One of our key goals as data analysts is to merge multiple data sets into a single
data set. The way we do this is by querying our data (also referred to as merging or
blending data). At the end of the day, if you understand the basic concepts behind
writing a query, then you can master any tool that is used to arrange that data into
a single data set.
Querying Data
You may find that the first step you perform as an analyst is querying the data.
You will create your data set and then you will begin the data transformations,
like combining names or creating functions. You will use joins when working
with any two or more data sets that need to be combined into a single data set
for reporting.
Let’s start with a list of invoices that we have in our database. This invoice table contains
very valuable invoice details, but it’s missing customer details. It only contains the
CustomerID, which is a foreign key (meaning CustomerID is the primary key in the
customer table). For the data set to be more meaningful, it will need to include the
customer’s name and their geography details, so that we cannot only report on these
elements but also map that information in later visualizations. Because the information
exists in two different tables, we will use a query to join them.
Consider these two data sets. Each table contains only the data it is designed to
store for efficiency’s sake. To combine this data into a single, more meaningful set,
it must include the necessary key fields from each table. In our example, we can
use the CustomerID field in each of the data sets to join the customers to the order
information.
We bring this data into a query either through an SQL statement or a query
designer, such as what’s used in tools like SQL Server Management Studio,
Microsoft Access, or Tableau. You will leverage the key fields, which in this example
is the CustomerID, to bring all the records together. Below you will see a screenshot
of one such query designer in the process of merging the two data sets.
When a relationship in the database exists between the tables you are using in your
query, it will automatically show the join line between the two tables on the key
field. When a relationship doesn’t exist, the analyst will need to create the join line
by dragging and dropping the key field from one table to the key field in the other
table. In the case of our screenshot, we would drag and drop CustomerID from
the Customers table to CustomerID in the Orders table. The initial join type will be
an inner join. This join type defaults to showing records that exist in both tables,
which means it will only show customers that have made orders (and will not show
customers that have not made an order).
Types Of Joints
There are multiple join types that you can use when querying data, and it can be
hard to understand which join would be best in any given situation. The decision
about which join type to use should be based on what results in you need from your
data set.
- Cross join/Cartesian join: Data doesn’t have a direct join on a key field.
- Inner join: Data is joined so that only records that exist in both tables appear in
the result. - Left outer join: The left table displays all results of the left table, while only
matching records in the other (right) table appear in the result. - Right outer join: The right table displays all results of the right table, while only
matching records in the other (left) table appear in the result. - Full outer join: Data is joined so that all records, matched or unmatched, show
in the results.
The Impact of Each Join to Data
Because joins ultimately control what data shows in the results, it is important to
understand the impact of each type.
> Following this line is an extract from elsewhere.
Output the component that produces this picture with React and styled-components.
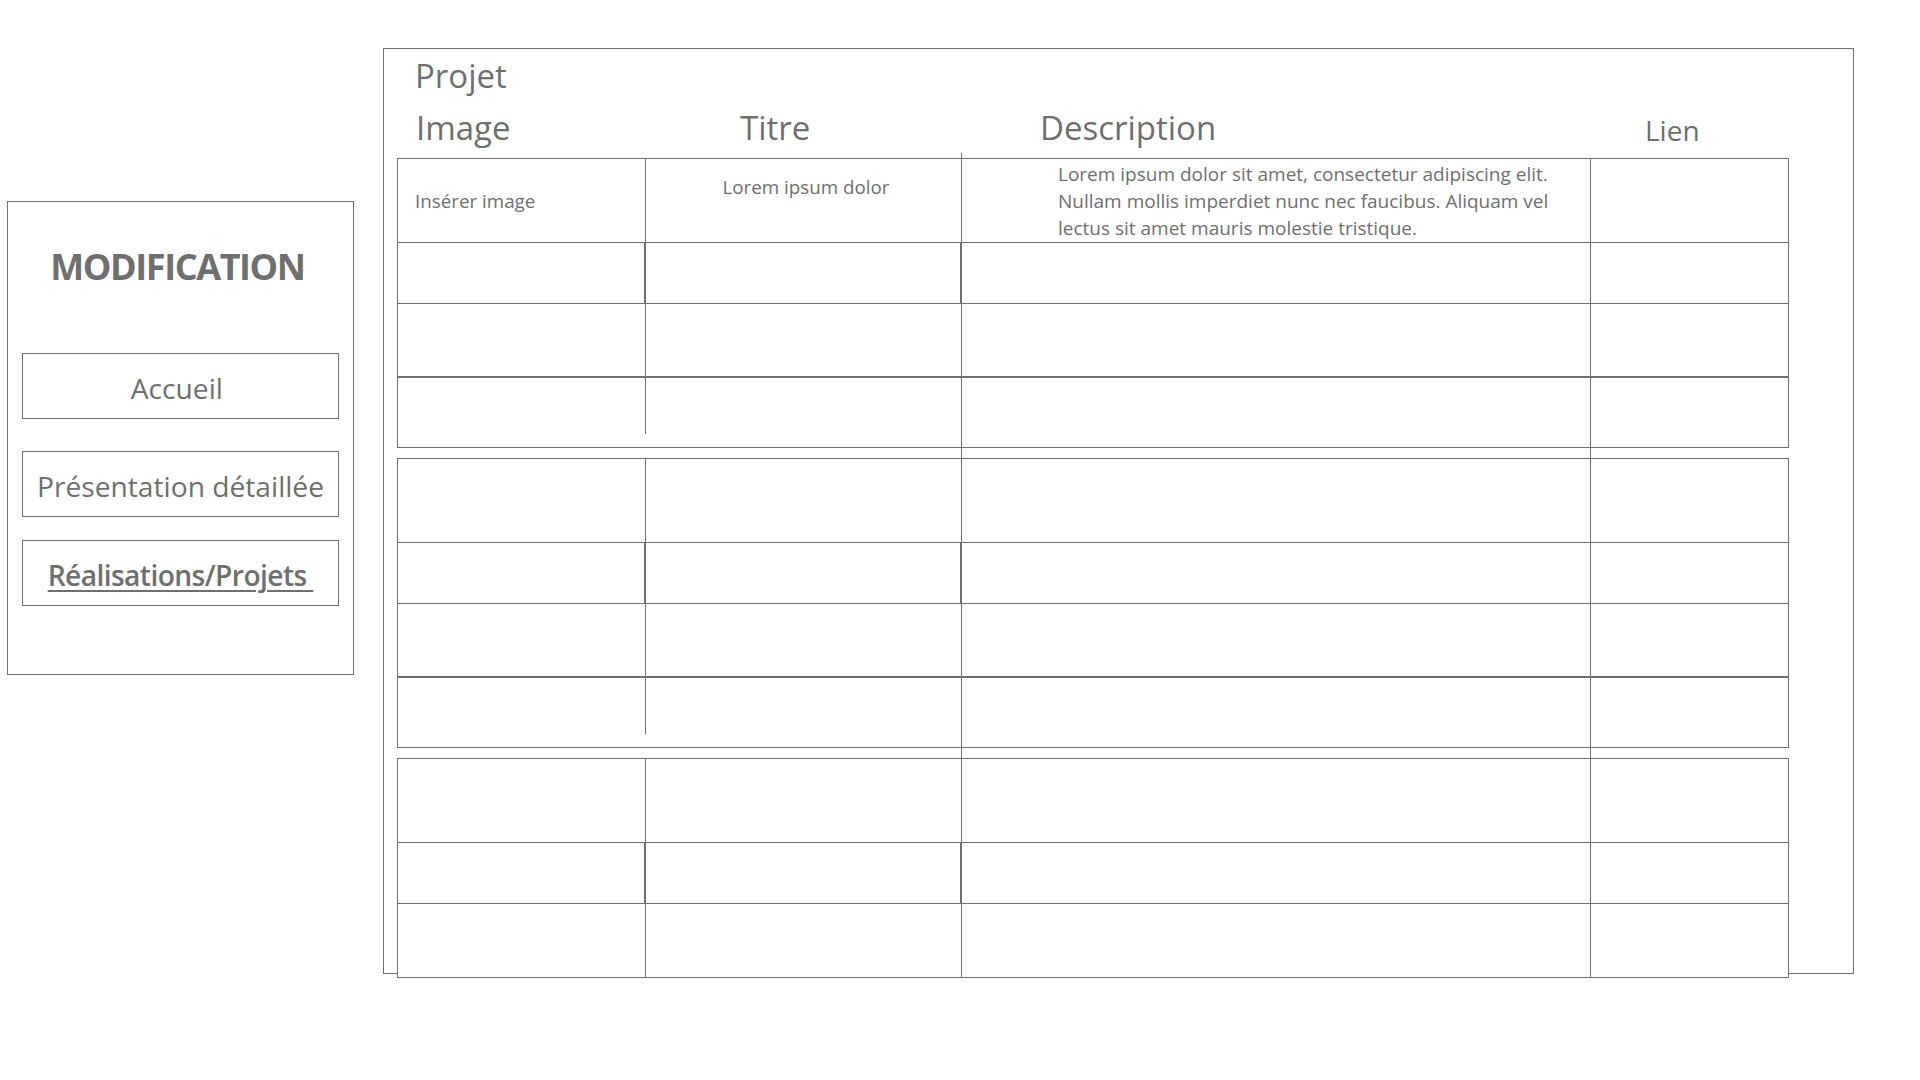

Let’s return to our example, in which we want
to query data from the customers data set and the invoices data set, and break
down each outcome using different join types
Cross Join
When tables are added to a query and no join is specified, the end result will be that
each record in each table is tied together. In the case of our query above, this would
associate each customer to every order in the orders table, meaning every order that
has been placed will be associated to every customer regardless of whether its their
order. When it does not know how to join the records through the key, it will default to
joining every record to every record. Because of this, cross joins are rarely used.
Inner Join
Inner joins are typically the default join type for most programs that query. The
result of an inner join for this data set is that for every customer who has placed an
order, there will be a record in the results. This means that by using an inner join,
you will automatically exclude any customer who has not placed an order
Left Outer Join
Left outer joins specify that all records from the table on the left side and only
matching records from the right table show in the results. In this case, the left table
is the Customer table, which means all customers will show in the results whether
they have no orders, one order, or multiple orders
When a customer who has no order shows up in the results, it will produce a null
for all the order fields (because that order doesn’t exist).
Right Outer Join
Right outer joins function the same way as left outer joins, except in this type all
records from the right table and only matching records in the left are shown in the
results. This join type will also show Nulls when a match doesn’t exist. With this join
type, the results would make clear any instances where we have orders that did not
have a customer record.
Full Outer Join
A full outer join is like creating a left outer and right outer at the same time,
meaning it displays the same results you would see if you run both a left and right
join query, but in one single set. This is a great way to troubleshoot potential bad
records, or records due to be corrected. The result here would show all customers
regardless of their orders, and also all orders.
Conclusion
We have got to learn how to query multiple data at one go. We also have learned what are joints, what is the use of joints, what are the types of joints, and what each joint describes.